Amazon's Roll-Out of Inspire Reveals Delicate Relationship Between OERs and Copyright Infringement 

Shortly after Amazon announced it was expanding its reach in education by providing teachers with a marketplace for open educational resources through Amazon Inspire, EdSurge labeled the roll-out as “sputtering on the launch pad.”

But Inspire appeared to be functioning flawlessly; no usability or tech problems to be reported. So what was wrong?

"One day after Amazon announced that it would introduce Amazon Inspire, a free instructional resources site where teachers could share lesson plans, the company said it had removed three items from the site after educators complained that the products were copyrighted materials,” reported The New York Times.

Moreover, in Amazon’s screenshots sent to journalists for publication, two of the resources included were developed by authors for TeachersPayTeachers. TpT lets authors of lesson plans sell them on its marketplace for a fee, so its understandable why it raises concerns that in Amazon’s press screenshot it made the big mistake of including copyrighted materials.
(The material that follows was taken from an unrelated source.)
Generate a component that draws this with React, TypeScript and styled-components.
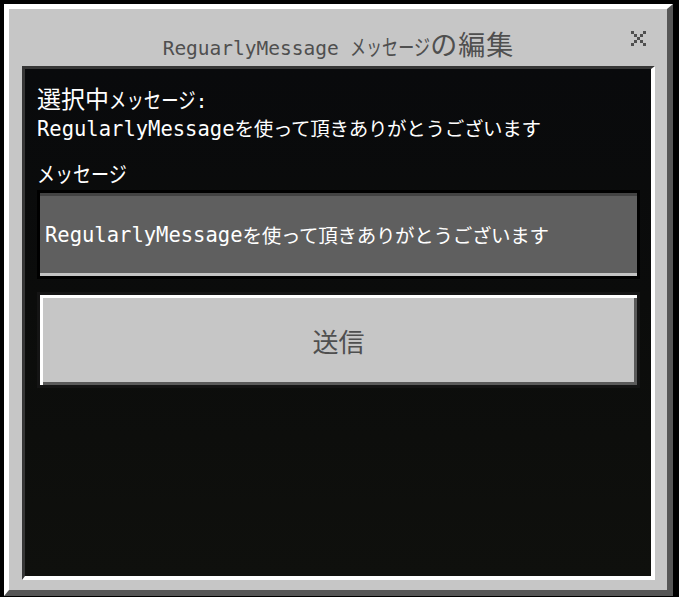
import React from "react";
import styled, { createGlobalStyle } from "styled-components";

const Global = createGlobalStyle`
  html, body {
    margin: 0;
    padding: 0;
    background: #000;
  }
  body {
    font-family: "DejaVu Sans Mono", "Noto Sans CJK JP", monospace;
  }
`;

const Screen = styled.div`
  width: 679px;
  height: 597px;
  background: #000;
  padding: 4px 0 0 4px;
  box-sizing: border-box;
  overflow: hidden;
`;

const Dialog = styled.div`
  width: 669px;
  height: 592px;
  box-sizing: border-box;
  background: #c6c6c6;
  border-top: 5px solid #ffffff;
  border-left: 5px solid #ffffff;
  border-right: 6px solid #565656;
  border-bottom: 6px solid #565656;
  padding: 0 12px 10px 13px;
  display: flex;
  flex-direction: column;
`;

const Header = styled.div`
  height: 57px;
  flex: none;
  display: grid;
  grid-template-columns: 1fr auto 1fr;
  align-items: start;
`;

const Title = styled.div`
  grid-column: 2;
  margin-top: 21px;
  line-height: 28px;
  height: 28px;
  color: #4f4f4f;
  white-space: nowrap;
  display: flex;
  align-items: baseline;
`;

const Mono = styled.span<{ $size: number }>`
  font-family: "DejaVu Sans Mono", monospace;
  font-size: ${(p) => p.$size}px;
  white-space: pre;
`;

const Jp = styled.span<{ $size: number; $track?: number }>`
  font-family: "Noto Sans CJK JP", sans-serif;
  font-size: ${(p) => p.$size}px;
  letter-spacing: ${(p) => p.$track ?? 0}px;
`;

/* narrow katakana, like the game's half-width glyphs */
const Kana = styled.span<{ $size: number; $scale: number; $chars: number }>`
  font-family: "Noto Sans CJK JP", sans-serif;
  font-size: ${(p) => p.$size}px;
  display: inline-block;
  transform: scaleX(${(p) => p.$scale});
  transform-origin: left center;
  margin-right: ${(p) => -p.$size * p.$chars * (1 - p.$scale)}px;
`;

const CloseButton = styled.button`
  grid-column: 3;
  justify-self: end;
  margin-top: 22px;
  margin-right: 9px;
  width: 15px;
  height: 15px;
  padding: 0;
  border: 0;
  background: transparent;
  display: flex;
`;

const Panel = styled.div`
  flex: 1;
  box-sizing: border-box;
  border-top: 3px solid #363636;
  border-left: 3px solid #363636;
  border-right: 4px solid #ffffff;
  border-bottom: 4px solid #ffffff;
  background: linear-gradient(180deg, #090a0c 0%, #0b0c0b 45%, #0f100d 100%);
  padding: 15px 11px 0 12px;
  display: flex;
  flex-direction: column;
`;

const Line = styled.div<{ $gap?: number }>`
  color: #ffffff;
  line-height: 28px;
  height: 28px;
  margin-top: ${(p) => p.$gap ?? 0}px;
  white-space: nowrap;
  display: flex;
  align-items: baseline;
`;

const Input = styled.div`
  margin-top: 4px;
  height: 89px;
  box-sizing: border-box;
  border: 3px solid #000000;
  background: #5f5f5f;
  box-shadow: inset 0 3px 0 #434343, inset 0 -3px 0 #c3c3c3;
  color: #ffffff;
  padding-left: 5px;
  display: flex;
  align-items: center;
  white-space: nowrap;
  line-height: 28px;
`;

const Send = styled.button`
  margin-top: 13px;
  height: 96px;
  box-sizing: border-box;
  border: 3px solid #141414;
  background: #c6c6c6;
  box-shadow: inset 3px 3px 0 #ffffff, inset -3px -3px 0 #5a5a5a;
  color: #4f4f4f;
  font-family: "Noto Sans CJK JP", sans-serif;
  font-size: 26px;
  padding: 0;
  display: flex;
  align-items: center;
  justify-content: center;
`;

const XIcon = () => (
  <svg width="15" height="15" viewBox="0 0 15 15" fill="#4f4f4f">
    <rect x="0" y="0" width="3" height="3" />
    <rect x="12" y="0" width="3" height="3" />
    <rect x="3" y="3" width="3" height="3" />
    <rect x="9" y="3" width="3" height="3" />
    <rect x="6" y="6" width="3" height="3" />
    <rect x="3" y="9" width="3" height="3" />
    <rect x="9" y="9" width="3" height="3" />
    <rect x="0" y="12" width="3" height="3" />
    <rect x="12" y="12" width="3" height="3" />
  </svg>
);

const Message = () => (
  <>
    <Mono $size={20.5}>RegularlyMessage</Mono>
    <Jp $size={19.5} $track={-0.3}>を使って頂きありがとうございます</Jp>
  </>
);

export default function App() {
  return (
    <>
      <Global />
      <Screen>
        <Dialog>
          <Header>
            <Title>
              <Mono $size={19.5}>ReguarlyMessage </Mono>
              <Kana $size={22} $scale={0.73} $chars={5}>メッセージ</Kana>
              <Jp $size={27} $track={1}>の編集</Jp>
            </Title>
            <CloseButton aria-label="閉じる">
              <XIcon />
            </CloseButton>
          </Header>
          <Panel>
            <Line>
              <Jp $size={24}>選択中</Jp>
              <Kana $size={22} $scale={0.79} $chars={5}>メッセージ</Kana>
              <Mono $size={20}>:</Mono>
            </Line>
            <Line $gap={2}>
              <Message />
            </Line>
            <Line $gap={16}>
              <Kana $size={22} $scale={0.82} $chars={5}>メッセージ</Kana>
            </Line>
            <Input>
              <Message />
            </Input>
            <Send>送信</Send>
          </Panel>
        </Dialog>
      </Screen>
    </>
  );
}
According to The New York Times, despite copyright infringement claims being few, the early problems indicate that Amazon did "not have an effective procedure to independently vet the copyright status of materials that teachers uploaded and shared.”

The fiasco has left many educators skeptical going forward. EdSurge shared comments of one such skeptical educator:

"There a number of resources available on the site which are clear copyright infringement not uploaded by the owners of the material. Rather than open source, it strikes me as a pirated material market that Amazon collects ad revenue and buyer habits on,” read educator Laura Driscoll’s comment, EdSurge said.

Ouch. Unfortunately, Amazon’s early struggle calls to attention one of the biggest problems with the rapidly expanding OER movement: monitoring and regulating copyright infringement.

As Lou McGill pointed out in a post for, copyright issues are most rampant when third party materials are used as OERs, which was exactly the case in the Amazon debacle.

McGill says getting copyright sorted is crucial before taking on any OER endeavor, something the people over at Amazon would have benefited reading before delving in.

Copyright infringement offenses through OERs, McGill says, is especially tricky because it can effect any user who unsuspectingly shares the resource.

"If a successful resource is used by a thousand people, if infringing material has to be removed, this will affect all those users (with them having to remove the materials, and having the possibility of action against them for infringement),” McGill said.

"This will be the case whether or not they know that the resource contained copyright infringing material. It is therefore important that the creator of the OER ensures that it truly is an ‘open’ resource, by diligently ensuring that a valid license is applied to the work.”

It’s clear that the people of Amazon didn’t fully understand the delicate relationship of OERs and copyright before rolling-out their first marketplace for teachers, but as we all know in the education community- you live and you learn.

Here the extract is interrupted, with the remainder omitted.